I thought of the magnitude verification AS the automated checks. It's inherently worst-case, basically a static bounds check. That plus code coverage of all branches (and careful analysis of the very few loops) means there's no overflows in the field arithmetic. Without that property you need to be sure you have test cases that exercise every code path at the maximum possible magnitude, which is just a harder-to-prove/understand version of the same thing.

We already have a prefect measure of the a concrete magnitude: using the actual value itself!

Bingo.

I thought of the magnitude verification AS the automated checks. It's inherently worst-case, basically a static bounds check.

Oh sure, I missed this part!

(My thinking was: "it's only dynamic analysis anyway". But if the values are statically determined, then that's indeed all we need...)

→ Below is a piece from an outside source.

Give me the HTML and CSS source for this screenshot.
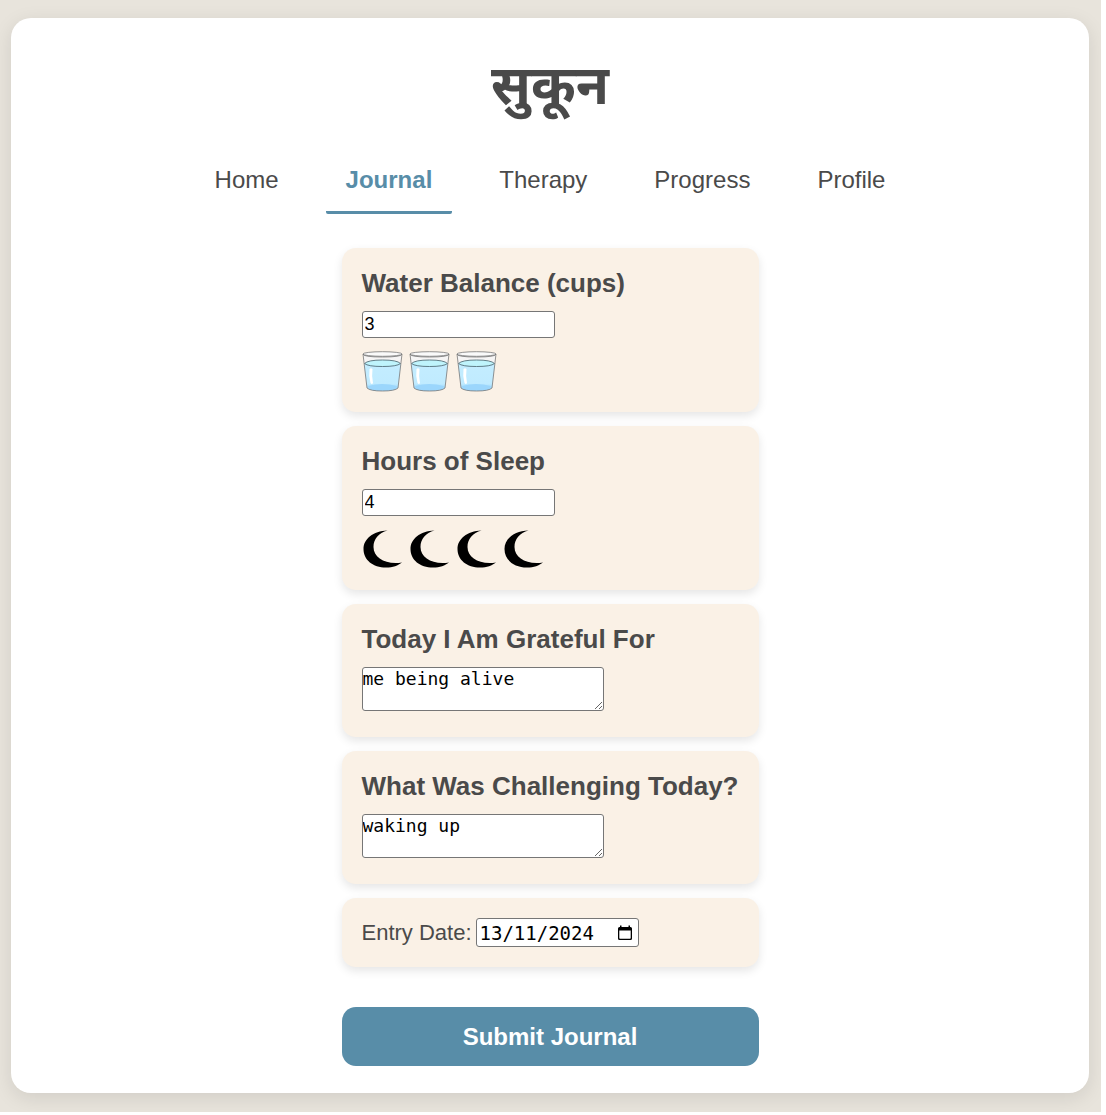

It sure would be nice to have a way of restricting a function argument to be a literal. Both to allow the obvious implementation for _mul_int, but also to restrict _fe_negate to specifying a literal for its 'm' (magnitude) argument.

I'm moderately sure there is some horrible way to enforce this with macros. The specific solution I came across uses compound literals, but I suspect there are C89 ways too.

But I'm not sure that we really want to go down the horrible-macro route.

Edit: Maybe just casting through a one dimensional array somehow I'm not sure.

#define foo(i) foo_do_not_call_directly((int[1+0*i])(int)(i)[0])

@roconnor-blockstream What about just appending u in the macro? That's valid only for literals, and magnitude is anyway not negative.

appending u also works for the expression i + 1.

Oh indeed.

What about this?

#define foo(i) foo_do_not_call_directly(sizeof(char[i]))?

edit: that doesn't give an error in GCC. It just gives a warning, and you need -pedantic to trigger the warning (variable-length arrays are a GCC extension)

Here's a better one:

#define foo(i) do { switch (i) {  case i: foo_do_not_call(i) }} while (0)

(suggested by @roconnor-blockstream again)

Another way of doing it is to define a force_const macro like:

#define force_const(i) (sizeof(struct{int a:i;}), i)

That only works up to the bitwidth of int, which is at least 16, so that's enough for this particular purpose...

https://port70.net/~nsz/c/c89/c89-draft.html#45 is pretty useful here.

There's also in https://gcc.gnu.org/onlinedocs/gcc/Other-Builtins.html#index-_005f_005fbuiltin_005fconstant_005fp in gcc.

An entirely different way to do this is the approach in https://github.com/bitcoin-core/secp256k1/pull/833.

An entirely different way to do this is the approach in #833.

Does that allow something generic like requiring that for any function parameter named literal_* (just for example), at all call sites the argument must be an actual literal (after pre-processor stage, say)?

(Maybe the restriction is really to compile-time constant or something else more complicated, but we could just look at literals for the moment.)

An entirely different way to do this is the approach in #833.

Does that allow something generic like requiring that for any function parameter named literal_* (just for example), at all call sites the argument must be an actual literal (after pre-processor stage, say)?

I haven't tried but I'm pretty sure that this is possible. Coupling it to the parameter name is a pretty nice idea!

So I think #1066 makes it very clear in what ways norm/mag are not compile-time known, as it puts all propagation logic for these fields together. I find:

• fe_cmov (easily fixed: take the max)
• set_b32 (which only produces a normalized result if the input is < p). If we want to fix this, I think we should split it into 2 functions:
  • One that always sets normalized=0.
  • One that always sets normalized=1, but in case the input is >= p, it returns an error value and resets the field value to 0 or so.
• fe_mul_int's integer argument (fixed by forcing it to be a constant)
• fe_negate's magnitude (fixed by forcing it to be a constant)
• All the ways in which the code flow depends on values, in vartime algorithms, of course.